EXERCISE REQUIREMENTS.
Reproduce the listing below in full and without alteration, apart from its pictures.
>> START
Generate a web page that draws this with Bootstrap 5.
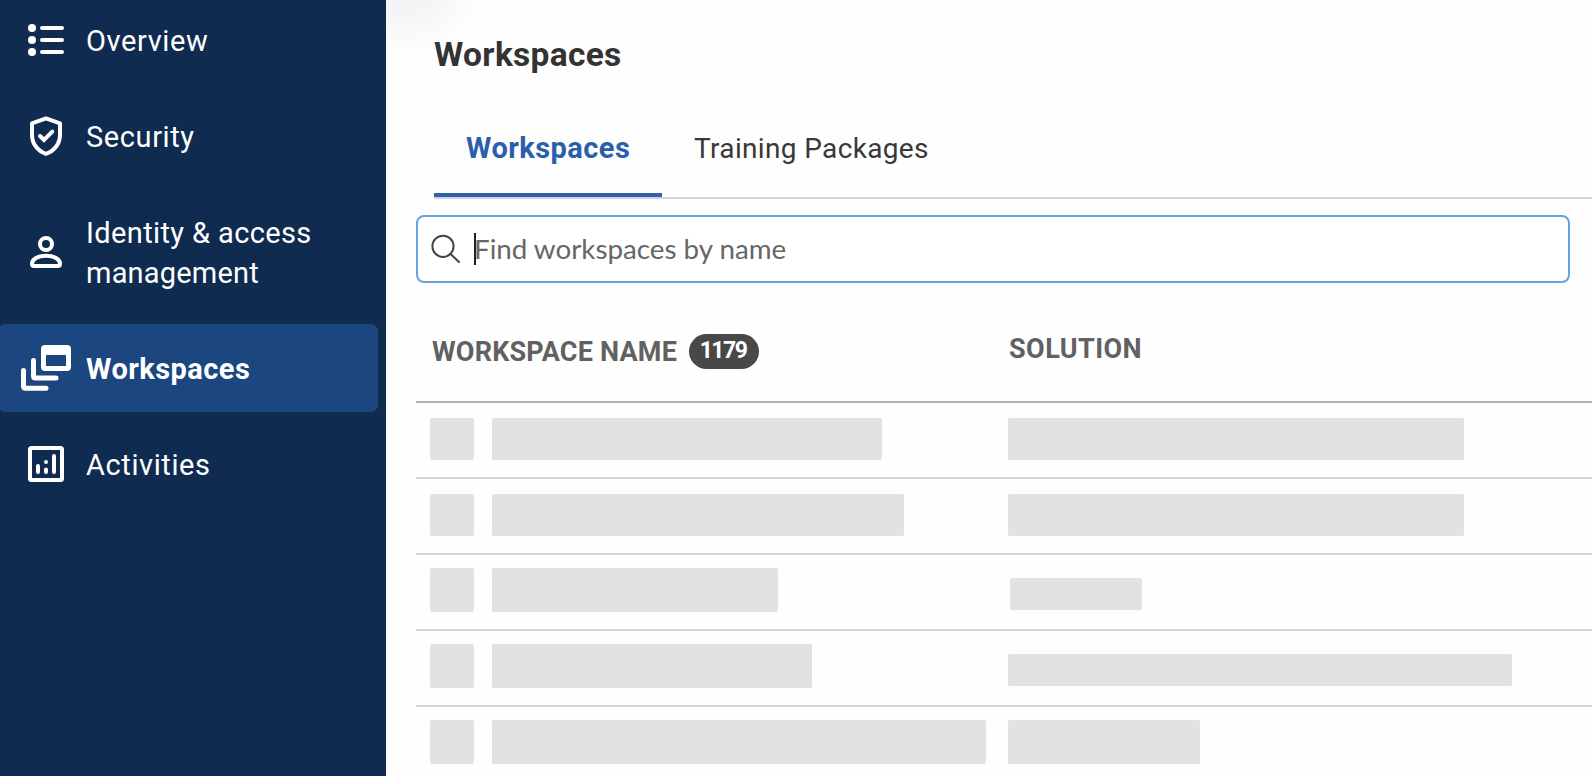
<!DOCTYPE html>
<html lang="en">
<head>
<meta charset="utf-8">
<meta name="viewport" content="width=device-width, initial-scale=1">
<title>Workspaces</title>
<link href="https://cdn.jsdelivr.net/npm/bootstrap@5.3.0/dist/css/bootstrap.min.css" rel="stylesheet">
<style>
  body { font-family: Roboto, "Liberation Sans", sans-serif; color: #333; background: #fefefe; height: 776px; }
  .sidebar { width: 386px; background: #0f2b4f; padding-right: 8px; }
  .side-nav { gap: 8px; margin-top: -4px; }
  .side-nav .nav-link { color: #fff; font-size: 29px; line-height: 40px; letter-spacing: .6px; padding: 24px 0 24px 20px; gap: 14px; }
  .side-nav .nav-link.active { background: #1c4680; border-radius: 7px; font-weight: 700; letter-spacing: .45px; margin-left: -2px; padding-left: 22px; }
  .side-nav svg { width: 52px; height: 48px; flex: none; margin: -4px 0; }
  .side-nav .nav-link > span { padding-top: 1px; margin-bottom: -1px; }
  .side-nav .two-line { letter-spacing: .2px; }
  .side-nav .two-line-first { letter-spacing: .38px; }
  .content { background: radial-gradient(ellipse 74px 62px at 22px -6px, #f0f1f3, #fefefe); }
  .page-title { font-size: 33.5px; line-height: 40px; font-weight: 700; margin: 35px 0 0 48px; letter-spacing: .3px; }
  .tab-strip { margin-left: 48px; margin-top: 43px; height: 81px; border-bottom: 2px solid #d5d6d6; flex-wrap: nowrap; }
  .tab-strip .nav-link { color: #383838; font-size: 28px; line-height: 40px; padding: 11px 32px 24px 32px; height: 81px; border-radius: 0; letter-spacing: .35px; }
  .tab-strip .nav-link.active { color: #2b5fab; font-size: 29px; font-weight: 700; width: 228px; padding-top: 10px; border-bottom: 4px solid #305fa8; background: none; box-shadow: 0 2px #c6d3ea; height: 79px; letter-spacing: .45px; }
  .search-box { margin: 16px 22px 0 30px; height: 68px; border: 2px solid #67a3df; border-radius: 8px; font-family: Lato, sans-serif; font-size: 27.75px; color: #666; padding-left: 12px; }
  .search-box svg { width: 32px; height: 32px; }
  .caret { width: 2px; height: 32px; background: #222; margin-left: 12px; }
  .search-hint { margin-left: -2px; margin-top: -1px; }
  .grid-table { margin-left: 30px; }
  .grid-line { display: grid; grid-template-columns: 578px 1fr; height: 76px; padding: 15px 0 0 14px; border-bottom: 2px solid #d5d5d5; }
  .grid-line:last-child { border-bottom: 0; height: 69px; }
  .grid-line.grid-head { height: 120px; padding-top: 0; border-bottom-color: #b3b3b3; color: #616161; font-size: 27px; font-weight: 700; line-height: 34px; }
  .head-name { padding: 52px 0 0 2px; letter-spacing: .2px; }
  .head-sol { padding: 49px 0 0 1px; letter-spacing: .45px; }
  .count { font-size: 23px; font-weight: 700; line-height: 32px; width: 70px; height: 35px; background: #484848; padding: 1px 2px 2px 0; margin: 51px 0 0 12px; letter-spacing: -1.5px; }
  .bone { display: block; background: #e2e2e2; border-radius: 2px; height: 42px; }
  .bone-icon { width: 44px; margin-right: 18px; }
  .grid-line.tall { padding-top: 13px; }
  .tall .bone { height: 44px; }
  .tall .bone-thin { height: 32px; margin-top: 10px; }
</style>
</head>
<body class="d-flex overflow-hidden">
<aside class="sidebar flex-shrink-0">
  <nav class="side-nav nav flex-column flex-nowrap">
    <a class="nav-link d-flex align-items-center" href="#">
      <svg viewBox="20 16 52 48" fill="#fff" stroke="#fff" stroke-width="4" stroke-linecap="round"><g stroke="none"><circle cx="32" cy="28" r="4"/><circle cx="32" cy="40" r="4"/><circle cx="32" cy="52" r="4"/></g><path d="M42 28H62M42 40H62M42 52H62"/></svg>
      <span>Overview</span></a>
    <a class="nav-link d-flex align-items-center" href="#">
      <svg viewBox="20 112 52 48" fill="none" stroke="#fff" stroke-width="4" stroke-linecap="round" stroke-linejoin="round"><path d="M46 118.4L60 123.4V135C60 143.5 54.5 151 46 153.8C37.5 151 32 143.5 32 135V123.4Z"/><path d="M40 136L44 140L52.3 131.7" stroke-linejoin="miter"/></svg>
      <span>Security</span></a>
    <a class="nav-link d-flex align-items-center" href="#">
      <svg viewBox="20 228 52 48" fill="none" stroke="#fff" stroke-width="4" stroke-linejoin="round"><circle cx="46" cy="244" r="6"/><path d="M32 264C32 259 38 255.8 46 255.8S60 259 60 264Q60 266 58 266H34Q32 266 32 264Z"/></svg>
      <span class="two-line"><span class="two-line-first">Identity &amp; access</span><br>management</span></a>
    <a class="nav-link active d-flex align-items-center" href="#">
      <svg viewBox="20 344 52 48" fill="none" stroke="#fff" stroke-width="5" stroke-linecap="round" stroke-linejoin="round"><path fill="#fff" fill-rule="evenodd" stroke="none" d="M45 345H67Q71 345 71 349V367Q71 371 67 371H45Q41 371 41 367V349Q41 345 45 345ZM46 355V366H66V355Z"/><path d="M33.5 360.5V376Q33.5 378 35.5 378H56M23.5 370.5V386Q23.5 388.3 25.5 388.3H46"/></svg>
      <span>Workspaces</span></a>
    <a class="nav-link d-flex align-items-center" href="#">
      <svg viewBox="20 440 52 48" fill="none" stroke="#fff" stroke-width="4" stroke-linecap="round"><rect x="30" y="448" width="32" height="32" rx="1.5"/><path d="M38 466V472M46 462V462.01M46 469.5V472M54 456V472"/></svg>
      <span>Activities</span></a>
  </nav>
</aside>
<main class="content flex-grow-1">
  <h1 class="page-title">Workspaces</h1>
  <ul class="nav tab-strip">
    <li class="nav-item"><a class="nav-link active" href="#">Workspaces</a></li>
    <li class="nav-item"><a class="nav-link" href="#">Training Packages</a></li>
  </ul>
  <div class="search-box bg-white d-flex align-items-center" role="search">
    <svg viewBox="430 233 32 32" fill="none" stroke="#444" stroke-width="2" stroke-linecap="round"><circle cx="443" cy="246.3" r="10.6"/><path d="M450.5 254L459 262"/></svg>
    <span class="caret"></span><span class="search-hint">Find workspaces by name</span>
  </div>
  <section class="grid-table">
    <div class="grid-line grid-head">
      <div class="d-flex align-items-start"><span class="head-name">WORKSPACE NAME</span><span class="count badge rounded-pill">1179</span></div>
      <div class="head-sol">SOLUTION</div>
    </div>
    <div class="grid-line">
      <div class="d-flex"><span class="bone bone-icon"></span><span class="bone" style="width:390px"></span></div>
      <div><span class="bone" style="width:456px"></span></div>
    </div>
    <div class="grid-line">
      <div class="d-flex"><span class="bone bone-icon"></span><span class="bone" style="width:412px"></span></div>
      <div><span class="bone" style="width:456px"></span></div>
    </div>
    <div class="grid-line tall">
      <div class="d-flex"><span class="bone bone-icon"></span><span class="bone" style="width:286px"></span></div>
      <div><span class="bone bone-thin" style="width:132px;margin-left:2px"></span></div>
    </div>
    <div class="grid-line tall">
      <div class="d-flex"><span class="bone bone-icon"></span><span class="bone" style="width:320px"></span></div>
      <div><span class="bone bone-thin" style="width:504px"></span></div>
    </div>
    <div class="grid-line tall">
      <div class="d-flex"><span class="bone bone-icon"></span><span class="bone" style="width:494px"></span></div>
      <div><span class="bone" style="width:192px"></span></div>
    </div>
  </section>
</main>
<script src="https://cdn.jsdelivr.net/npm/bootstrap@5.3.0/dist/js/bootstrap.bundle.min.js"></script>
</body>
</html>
>> END
ANSWER TO THIS PROBLEM.
Generate a web page that draws this with Bootstrap 5.
<!DOCTYPE html>
<html lang="en">
<head>
<meta charset="utf-8">
<meta name="viewport" content="width=device-width, initial-scale=1">
<title>Workspaces</title>
<link href="https://cdn.jsdelivr.net/npm/bootstrap@5.3.0/dist/css/bootstrap.min.css" rel="stylesheet">
<style>
  body { font-family: Roboto, "Liberation Sans", sans-serif; color: #333; background: #fefefe; height: 776px; }
  .sidebar { width: 386px; background: #0f2b4f; padding-right: 8px; }
  .side-nav { gap: 8px; margin-top: -4px; }
  .side-nav .nav-link { color: #fff; font-size: 29px; line-height: 40px; letter-spacing: .6px; padding: 24px 0 24px 20px; gap: 14px; }
  .side-nav .nav-link.active { background: #1c4680; border-radius: 7px; font-weight: 700; letter-spacing: .45px; margin-left: -2px; padding-left: 22px; }
  .side-nav svg { width: 52px; height: 48px; flex: none; margin: -4px 0; }
  .side-nav .nav-link > span { padding-top: 1px; margin-bottom: -1px; }
  .side-nav .two-line { letter-spacing: .2px; }
  .side-nav .two-line-first { letter-spacing: .38px; }
  .content { background: radial-gradient(ellipse 74px 62px at 22px -6px, #f0f1f3, #fefefe); }
  .page-title { font-size: 33.5px; line-height: 40px; font-weight: 700; margin: 35px 0 0 48px; letter-spacing: .3px; }
  .tab-strip { margin-left: 48px; margin-top: 43px; height: 81px; border-bottom: 2px solid #d5d6d6; flex-wrap: nowrap; }
  .tab-strip .nav-link { color: #383838; font-size: 28px; line-height: 40px; padding: 11px 32px 24px 32px; height: 81px; border-radius: 0; letter-spacing: .35px; }
  .tab-strip .nav-link.active { color: #2b5fab; font-size: 29px; font-weight: 700; width: 228px; padding-top: 10px; border-bottom: 4px solid #305fa8; background: none; box-shadow: 0 2px #c6d3ea; height: 79px; letter-spacing: .45px; }
  .search-box { margin: 16px 22px 0 30px; height: 68px; border: 2px solid #67a3df; border-radius: 8px; font-family: Lato, sans-serif; font-size: 27.75px; color: #666; padding-left: 12px; }
  .search-box svg { width: 32px; height: 32px; }
  .caret { width: 2px; height: 32px; background: #222; margin-left: 12px; }
  .search-hint { margin-left: -2px; margin-top: -1px; }
  .grid-table { margin-left: 30px; }
  .grid-line { display: grid; grid-template-columns: 578px 1fr; height: 76px; padding: 15px 0 0 14px; border-bottom: 2px solid #d5d5d5; }
  .grid-line:last-child { border-bottom: 0; height: 69px; }
  .grid-line.grid-head { height: 120px; padding-top: 0; border-bottom-color: #b3b3b3; color: #616161; font-size: 27px; font-weight: 700; line-height: 34px; }
  .head-name { padding: 52px 0 0 2px; letter-spacing: .2px; }
  .head-sol { padding: 49px 0 0 1px; letter-spacing: .45px; }
  .count { font-size: 23px; font-weight: 700; line-height: 32px; width: 70px; height: 35px; background: #484848; padding: 1px 2px 2px 0; margin: 51px 0 0 12px; letter-spacing: -1.5px; }
  .bone { display: block; background: #e2e2e2; border-radius: 2px; height: 42px; }
  .bone-icon { width: 44px; margin-right: 18px; }
  .grid-line.tall { padding-top: 13px; }
  .tall .bone { height: 44px; }
  .tall .bone-thin { height: 32px; margin-top: 10px; }
</style>
</head>
<body class="d-flex overflow-hidden">
<aside class="sidebar flex-shrink-0">
  <nav class="side-nav nav flex-column flex-nowrap">
    <a class="nav-link d-flex align-items-center" href="#">
      <svg viewBox="20 16 52 48" fill="#fff" stroke="#fff" stroke-width="4" stroke-linecap="round"><g stroke="none"><circle cx="32" cy="28" r="4"/><circle cx="32" cy="40" r="4"/><circle cx="32" cy="52" r="4"/></g><path d="M42 28H62M42 40H62M42 52H62"/></svg>
      <span>Overview</span></a>
    <a class="nav-link d-flex align-items-center" href="#">
      <svg viewBox="20 112 52 48" fill="none" stroke="#fff" stroke-width="4" stroke-linecap="round" stroke-linejoin="round"><path d="M46 118.4L60 123.4V135C60 143.5 54.5 151 46 153.8C37.5 151 32 143.5 32 135V123.4Z"/><path d="M40 136L44 140L52.3 131.7" stroke-linejoin="miter"/></svg>
      <span>Security</span></a>
    <a class="nav-link d-flex align-items-center" href="#">
      <svg viewBox="20 228 52 48" fill="none" stroke="#fff" stroke-width="4" stroke-linejoin="round"><circle cx="46" cy="244" r="6"/><path d="M32 264C32 259 38 255.8 46 255.8S60 259 60 264Q60 266 58 266H34Q32 266 32 264Z"/></svg>
      <span class="two-line"><span class="two-line-first">Identity &amp; access</span><br>management</span></a>
    <a class="nav-link active d-flex align-items-center" href="#">
      <svg viewBox="20 344 52 48" fill="none" stroke="#fff" stroke-width="5" stroke-linecap="round" stroke-linejoin="round"><path fill="#fff" fill-rule="evenodd" stroke="none" d="M45 345H67Q71 345 71 349V367Q71 371 67 371H45Q41 371 41 367V349Q41 345 45 345ZM46 355V366H66V355Z"/><path d="M33.5 360.5V376Q33.5 378 35.5 378H56M23.5 370.5V386Q23.5 388.3 25.5 388.3H46"/></svg>
      <span>Workspaces</span></a>
    <a class="nav-link d-flex align-items-center" href="#">
      <svg viewBox="20 440 52 48" fill="none" stroke="#fff" stroke-width="4" stroke-linecap="round"><rect x="30" y="448" width="32" height="32" rx="1.5"/><path d="M38 466V472M46 462V462.01M46 469.5V472M54 456V472"/></svg>
      <span>Activities</span></a>
  </nav>
</aside>
<main class="content flex-grow-1">
  <h1 class="page-title">Workspaces</h1>
  <ul class="nav tab-strip">
    <li class="nav-item"><a class="nav-link active" href="#">Workspaces</a></li>
    <li class="nav-item"><a class="nav-link" href="#">Training Packages</a></li>
  </ul>
  <div class="search-box bg-white d-flex align-items-center" role="search">
    <svg viewBox="430 233 32 32" fill="none" stroke="#444" stroke-width="2" stroke-linecap="round"><circle cx="443" cy="246.3" r="10.6"/><path d="M450.5 254L459 262"/></svg>
    <span class="caret"></span><span class="search-hint">Find workspaces by name</span>
  </div>
  <section class="grid-table">
    <div class="grid-line grid-head">
      <div class="d-flex align-items-start"><span class="head-name">WORKSPACE NAME</span><span class="count badge rounded-pill">1179</span></div>
      <div class="head-sol">SOLUTION</div>
    </div>
    <div class="grid-line">
      <div class="d-flex"><span class="bone bone-icon"></span><span class="bone" style="width:390px"></span></div>
      <div><span class="bone" style="width:456px"></span></div>
    </div>
    <div class="grid-line">
      <div class="d-flex"><span class="bone bone-icon"></span><span class="bone" style="width:412px"></span></div>
      <div><span class="bone" style="width:456px"></span></div>
    </div>
    <div class="grid-line tall">
      <div class="d-flex"><span class="bone bone-icon"></span><span class="bone" style="width:286px"></span></div>
      <div><span class="bone bone-thin" style="width:132px;margin-left:2px"></span></div>
    </div>
    <div class="grid-line tall">
      <div class="d-flex"><span class="bone bone-icon"></span><span class="bone" style="width:320px"></span></div>
      <div><span class="bone bone-thin" style="width:504px"></span></div>
    </div>
    <div class="grid-line tall">
      <div class="d-flex"><span class="bone bone-icon"></span><span class="bone" style="width:494px"></span></div>
      <div><span class="bone" style="width:192px"></span></div>
    </div>
  </section>
</main>
<script src="https://cdn.jsdelivr.net/npm/bootstrap@5.3.0/dist/js/bootstrap.bundle.min.js"></script>
</body>
</html>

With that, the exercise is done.